Task to complete: Without the pictures, set down the records below word for word.

Information supplied:
........
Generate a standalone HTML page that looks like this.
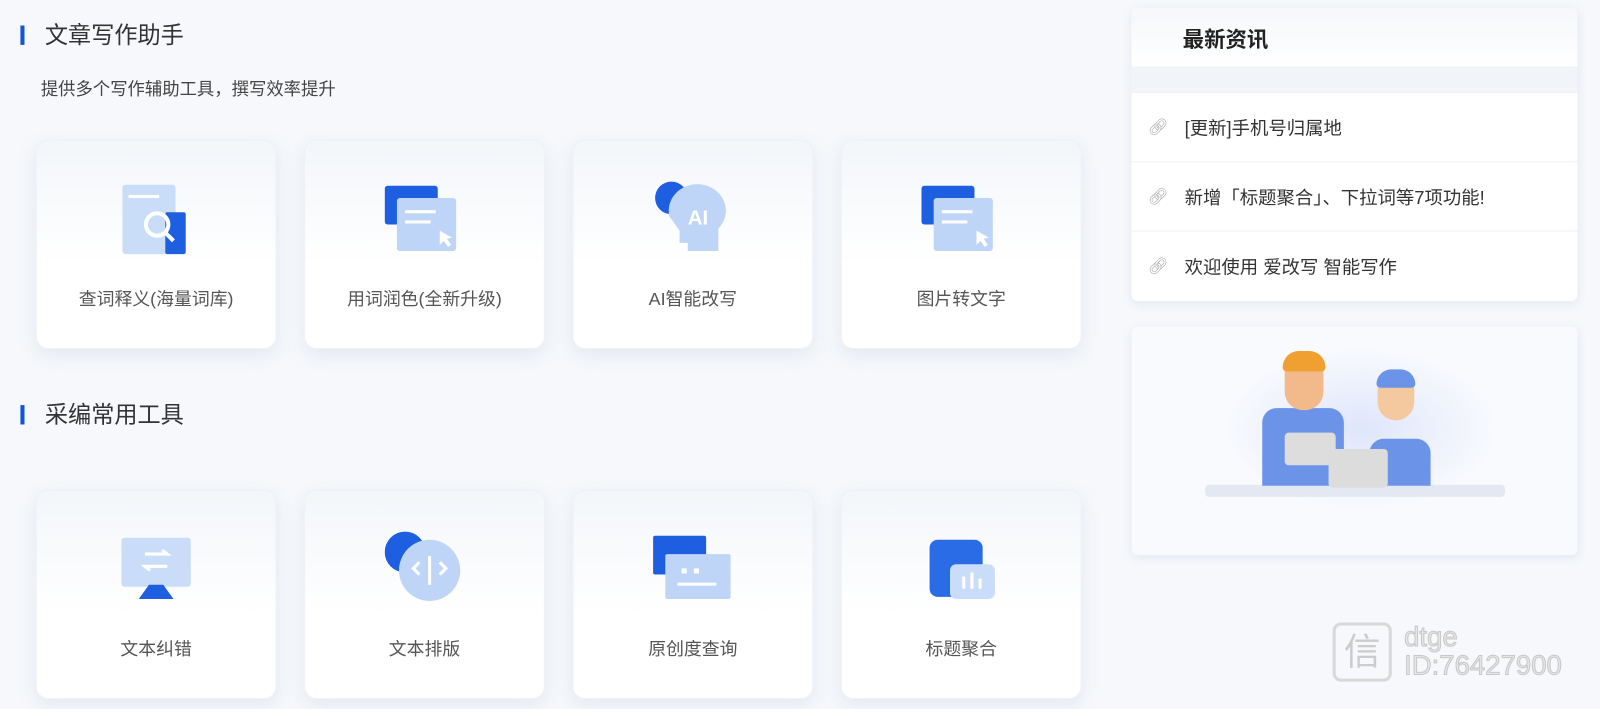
<!DOCTYPE html>
<html><head><meta charset="utf-8"><style>
*{margin:0;padding:0;box-sizing:border-box}
body{width:1600px;height:709px;background:#f6f8fb;font-family:"Liberation Sans","Noto Sans CJK SC",sans-serif;overflow:hidden;color:#333}
#w{position:absolute;left:0;top:0;width:1568px;height:695px;transform:scale(1.0204);transform-origin:0 0}
.h{position:absolute;left:20px;font-size:22.7px;color:#333;padding-left:24px;line-height:28px}
.h:before{content:"";position:absolute;left:0;top:5px;width:4px;height:19px;background:#1456d6}
.sub{position:absolute;left:40px;top:73px;font-size:17px;color:#444}
.card{position:absolute;width:236px;height:205px;border-radius:12px;background:linear-gradient(#f3f6fa,#fff 60%);box-shadow:0 6px 18px rgba(150,170,200,.18);border:1px solid #eef1f6}
.card svg{position:absolute;left:78px;top:38px}
.card span{position:absolute;left:0;right:0;top:142px;text-align:center;font-size:17.5px;color:#555}
.panel{position:absolute;left:1109px;width:437px;background:#fff;border-radius:6px;box-shadow:0 2px 10px rgba(150,170,200,.2)}
.item{height:68px;border-top:1px solid #eef0f3;display:flex;align-items:center;font-size:18px;color:#333}
.item i{width:52px;text-align:center;color:#aaa;font-style:normal;font-size:16px}
</style></head><body><div id="w">
<div class="h" style="top:20px">文章写作助手</div>
<div class="sub">提供多个写作辅助工具，撰写效率提升</div>
<div class="h" style="top:392px">采编常用工具</div>

<div class="card" style="left:35px;top:137px"><svg width="80" height="80"><rect x="6" y="5" width="52" height="68" rx="3" fill="#c9dcf8"/><rect x="48" y="32" width="20" height="41" rx="2" fill="#1d5fe0"/><rect x="12" y="15" width="30" height="3" fill="#fff"/><circle cx="40" cy="44" r="11" fill="none" stroke="#fff" stroke-width="4"/><path d="M48 52l8 8" stroke="#fff" stroke-width="4"/></svg><span>查词释义(海量词库)</span></div>
<div class="card" style="left:298px;top:137px"><svg width="80" height="80"><rect x="0" y="6" width="52" height="38" rx="3" fill="#1d5fe0"/><rect x="12" y="18" width="58" height="52" rx="3" fill="#bfd5f7"/><rect x="20" y="30" width="30" height="3" fill="#fff"/><rect x="20" y="40" width="25" height="3" fill="#fff"/><path d="M54 50l0 14 4-4 4 6 3-2-4-6 5-1z" fill="#fff"/></svg><span>用词润色(全新升级)</span></div>
<div class="card" style="left:561px;top:137px"><svg width="80" height="80"><circle cx="18" cy="18" r="16" fill="#1d5fe0"/><path d="M16 36a28 26 0 1 1 48 12v22h-30v-8h-8v-12z" fill="#bfd5f7"/><text x="34" y="44" font-size="20" font-weight="bold" fill="#fff" font-family="Liberation Sans">AI</text></svg><span>AI智能改写</span></div>
<div class="card" style="left:824px;top:137px"><svg width="80" height="80"><rect x="0" y="6" width="52" height="38" rx="3" fill="#1d5fe0"/><rect x="12" y="18" width="58" height="52" rx="3" fill="#bfd5f7"/><rect x="20" y="30" width="30" height="3" fill="#fff"/><rect x="20" y="40" width="25" height="3" fill="#fff"/><path d="M54 50l0 14 4-4 4 6 3-2-4-6 5-1z" fill="#fff"/></svg><span>图片转文字</span></div>

<div class="card" style="left:35px;top:480px"><svg width="80" height="80"><rect x="5" y="8" width="68" height="48" rx="3" fill="#c9dcf8"/><path d="M28 24h22l-5-4M50 36h-22l5 4" stroke="#fff" stroke-width="3" fill="none"/><path d="M22 68l10-14h14l10 14z" fill="#1d5fe0"/></svg><span>文本纠错</span></div>
<div class="card" style="left:298px;top:480px"><svg width="80" height="80"><circle cx="20" cy="22" r="20" fill="#1d5fe0"/><circle cx="44" cy="40" r="30" fill="#bfd5f7"/><path d="M34 32l-6 6 6 6M54 32l6 6-6 6M44 26v28" stroke="#fff" stroke-width="3" fill="none"/></svg><span>文本排版</span></div>
<div class="card" style="left:561px;top:480px"><svg width="80" height="80"><rect x="0" y="6" width="52" height="38" rx="2" fill="#1d5fe0"/><rect x="12" y="24" width="64" height="44" rx="2" fill="#bfd5f7"/><rect x="28" y="38" width="5" height="5" fill="#fff"/><rect x="40" y="38" width="5" height="5" fill="#fff"/><rect x="24" y="52" width="38" height="3" fill="#fff"/></svg><span>原创度查询</span></div>
<div class="card" style="left:824px;top:480px"><svg width="80" height="80"><rect x="8" y="10" width="52" height="56" rx="8" fill="#2a6be6"/><rect x="28" y="34" width="44" height="34" rx="6" fill="#c9dcf8"/><rect x="40" y="46" width="3" height="12" fill="#fff"/><rect x="48" y="42" width="3" height="16" fill="#fff"/><rect x="56" y="48" width="3" height="10" fill="#fff"/></svg><span>标题聚合</span></div>

<div class="panel" style="top:8px;height:287px;overflow:hidden">
<div style="height:57px;background:linear-gradient(#f5f7fa,#fff);font-size:21px;font-weight:bold;color:#222;padding:15px 0 0 50px">最新资讯</div>
<div style="height:25px;background:#f1f4f9"></div>
<div class="item"><i>🔗︎</i>[更新]手机号归属地</div>
<div class="item"><i>🔗︎</i>新增「标题聚合」、下拉词等7项功能!</div>
<div class="item"><i>🔗︎</i>欢迎使用 爱改写 智能写作</div>
</div>
<div class="panel" style="top:320px;height:224px;background:#f8fafd">
<div style="position:absolute;left:90px;top:20px;width:270px;height:160px;background:radial-gradient(ellipse,#dfe6fb,rgba(248,250,253,0) 70%)"></div>
<div style="position:absolute;left:72px;top:155px;width:294px;height:12px;border-radius:4px;background:#e4e8f3"></div>
<div style="position:absolute;left:128px;top:80px;width:80px;height:76px;border-radius:14px 14px 0 0;background:#6b93e8"></div>
<div style="position:absolute;left:150px;top:26px;width:38px;height:56px;border-radius:18px;background:#f2b98a"></div>
<div style="position:absolute;left:148px;top:24px;width:42px;height:20px;border-radius:16px 16px 4px 4px;background:#f0a030"></div>
<div style="position:absolute;left:233px;top:110px;width:60px;height:46px;border-radius:14px 14px 0 0;background:#6b93e8"></div>
<div style="position:absolute;left:241px;top:44px;width:36px;height:48px;border-radius:18px;background:#f5c9a0"></div>
<div style="position:absolute;left:240px;top:42px;width:38px;height:18px;border-radius:16px 16px 4px 4px;background:#6b93e8"></div>
<div style="position:absolute;left:150px;top:104px;width:50px;height:32px;border-radius:4px;background:#ddd"></div>
<div style="position:absolute;left:193px;top:120px;width:58px;height:38px;border-radius:4px;background:#dcdcdc"></div>
</div>
<div style="position:absolute;left:1306px;top:610px;width:58px;height:58px;border:3px solid #d8d8d8;border-radius:8px;color:#ccc;font-size:36px;text-align:center;line-height:52px">信</div>
<div style="position:absolute;left:1376px;top:610px;font-size:27px;line-height:28px;color:#e6e6e6;-webkit-text-stroke:1px #c8c8c8">dtge<br>ID:76427900</div>
</div></body></html>
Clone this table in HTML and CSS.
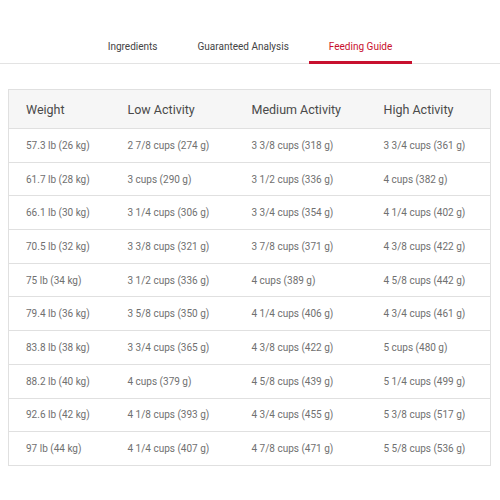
........
Final answer:
Generate a standalone HTML page that looks like this.
<!DOCTYPE html>
<html><head><meta charset="utf-8"><style>
*{margin:0;padding:0;box-sizing:border-box}
body{width:1600px;height:709px;background:#f6f8fb;font-family:"Liberation Sans","Noto Sans CJK SC",sans-serif;overflow:hidden;color:#333}
#w{position:absolute;left:0;top:0;width:1568px;height:695px;transform:scale(1.0204);transform-origin:0 0}
.h{position:absolute;left:20px;font-size:22.7px;color:#333;padding-left:24px;line-height:28px}
.h:before{content:"";position:absolute;left:0;top:5px;width:4px;height:19px;background:#1456d6}
.sub{position:absolute;left:40px;top:73px;font-size:17px;color:#444}
.card{position:absolute;width:236px;height:205px;border-radius:12px;background:linear-gradient(#f3f6fa,#fff 60%);box-shadow:0 6px 18px rgba(150,170,200,.18);border:1px solid #eef1f6}
.card svg{position:absolute;left:78px;top:38px}
.card span{position:absolute;left:0;right:0;top:142px;text-align:center;font-size:17.5px;color:#555}
.panel{position:absolute;left:1109px;width:437px;background:#fff;border-radius:6px;box-shadow:0 2px 10px rgba(150,170,200,.2)}
.item{height:68px;border-top:1px solid #eef0f3;display:flex;align-items:center;font-size:18px;color:#333}
.item i{width:52px;text-align:center;color:#aaa;font-style:normal;font-size:16px}
</style></head><body><div id="w">
<div class="h" style="top:20px">文章写作助手</div>
<div class="sub">提供多个写作辅助工具，撰写效率提升</div>
<div class="h" style="top:392px">采编常用工具</div>

<div class="card" style="left:35px;top:137px"><svg width="80" height="80"><rect x="6" y="5" width="52" height="68" rx="3" fill="#c9dcf8"/><rect x="48" y="32" width="20" height="41" rx="2" fill="#1d5fe0"/><rect x="12" y="15" width="30" height="3" fill="#fff"/><circle cx="40" cy="44" r="11" fill="none" stroke="#fff" stroke-width="4"/><path d="M48 52l8 8" stroke="#fff" stroke-width="4"/></svg><span>查词释义(海量词库)</span></div>
<div class="card" style="left:298px;top:137px"><svg width="80" height="80"><rect x="0" y="6" width="52" height="38" rx="3" fill="#1d5fe0"/><rect x="12" y="18" width="58" height="52" rx="3" fill="#bfd5f7"/><rect x="20" y="30" width="30" height="3" fill="#fff"/><rect x="20" y="40" width="25" height="3" fill="#fff"/><path d="M54 50l0 14 4-4 4 6 3-2-4-6 5-1z" fill="#fff"/></svg><span>用词润色(全新升级)</span></div>
<div class="card" style="left:561px;top:137px"><svg width="80" height="80"><circle cx="18" cy="18" r="16" fill="#1d5fe0"/><path d="M16 36a28 26 0 1 1 48 12v22h-30v-8h-8v-12z" fill="#bfd5f7"/><text x="34" y="44" font-size="20" font-weight="bold" fill="#fff" font-family="Liberation Sans">AI</text></svg><span>AI智能改写</span></div>
<div class="card" style="left:824px;top:137px"><svg width="80" height="80"><rect x="0" y="6" width="52" height="38" rx="3" fill="#1d5fe0"/><rect x="12" y="18" width="58" height="52" rx="3" fill="#bfd5f7"/><rect x="20" y="30" width="30" height="3" fill="#fff"/><rect x="20" y="40" width="25" height="3" fill="#fff"/><path d="M54 50l0 14 4-4 4 6 3-2-4-6 5-1z" fill="#fff"/></svg><span>图片转文字</span></div>

<div class="card" style="left:35px;top:480px"><svg width="80" height="80"><rect x="5" y="8" width="68" height="48" rx="3" fill="#c9dcf8"/><path d="M28 24h22l-5-4M50 36h-22l5 4" stroke="#fff" stroke-width="3" fill="none"/><path d="M22 68l10-14h14l10 14z" fill="#1d5fe0"/></svg><span>文本纠错</span></div>
<div class="card" style="left:298px;top:480px"><svg width="80" height="80"><circle cx="20" cy="22" r="20" fill="#1d5fe0"/><circle cx="44" cy="40" r="30" fill="#bfd5f7"/><path d="M34 32l-6 6 6 6M54 32l6 6-6 6M44 26v28" stroke="#fff" stroke-width="3" fill="none"/></svg><span>文本排版</span></div>
<div class="card" style="left:561px;top:480px"><svg width="80" height="80"><rect x="0" y="6" width="52" height="38" rx="2" fill="#1d5fe0"/><rect x="12" y="24" width="64" height="44" rx="2" fill="#bfd5f7"/><rect x="28" y="38" width="5" height="5" fill="#fff"/><rect x="40" y="38" width="5" height="5" fill="#fff"/><rect x="24" y="52" width="38" height="3" fill="#fff"/></svg><span>原创度查询</span></div>
<div class="card" style="left:824px;top:480px"><svg width="80" height="80"><rect x="8" y="10" width="52" height="56" rx="8" fill="#2a6be6"/><rect x="28" y="34" width="44" height="34" rx="6" fill="#c9dcf8"/><rect x="40" y="46" width="3" height="12" fill="#fff"/><rect x="48" y="42" width="3" height="16" fill="#fff"/><rect x="56" y="48" width="3" height="10" fill="#fff"/></svg><span>标题聚合</span></div>

<div class="panel" style="top:8px;height:287px;overflow:hidden">
<div style="height:57px;background:linear-gradient(#f5f7fa,#fff);font-size:21px;font-weight:bold;color:#222;padding:15px 0 0 50px">最新资讯</div>
<div style="height:25px;background:#f1f4f9"></div>
<div class="item"><i>🔗︎</i>[更新]手机号归属地</div>
<div class="item"><i>🔗︎</i>新增「标题聚合」、下拉词等7项功能!</div>
<div class="item"><i>🔗︎</i>欢迎使用 爱改写 智能写作</div>
</div>
<div class="panel" style="top:320px;height:224px;background:#f8fafd">
<div style="position:absolute;left:90px;top:20px;width:270px;height:160px;background:radial-gradient(ellipse,#dfe6fb,rgba(248,250,253,0) 70%)"></div>
<div style="position:absolute;left:72px;top:155px;width:294px;height:12px;border-radius:4px;background:#e4e8f3"></div>
<div style="position:absolute;left:128px;top:80px;width:80px;height:76px;border-radius:14px 14px 0 0;background:#6b93e8"></div>
<div style="position:absolute;left:150px;top:26px;width:38px;height:56px;border-radius:18px;background:#f2b98a"></div>
<div style="position:absolute;left:148px;top:24px;width:42px;height:20px;border-radius:16px 16px 4px 4px;background:#f0a030"></div>
<div style="position:absolute;left:233px;top:110px;width:60px;height:46px;border-radius:14px 14px 0 0;background:#6b93e8"></div>
<div style="position:absolute;left:241px;top:44px;width:36px;height:48px;border-radius:18px;background:#f5c9a0"></div>
<div style="position:absolute;left:240px;top:42px;width:38px;height:18px;border-radius:16px 16px 4px 4px;background:#6b93e8"></div>
<div style="position:absolute;left:150px;top:104px;width:50px;height:32px;border-radius:4px;background:#ddd"></div>
<div style="position:absolute;left:193px;top:120px;width:58px;height:38px;border-radius:4px;background:#dcdcdc"></div>
</div>
<div style="position:absolute;left:1306px;top:610px;width:58px;height:58px;border:3px solid #d8d8d8;border-radius:8px;color:#ccc;font-size:36px;text-align:center;line-height:52px">信</div>
<div style="position:absolute;left:1376px;top:610px;font-size:27px;line-height:28px;color:#e6e6e6;-webkit-text-stroke:1px #c8c8c8">dtge<br>ID:76427900</div>
</div></body></html>
Clone this table in HTML and CSS.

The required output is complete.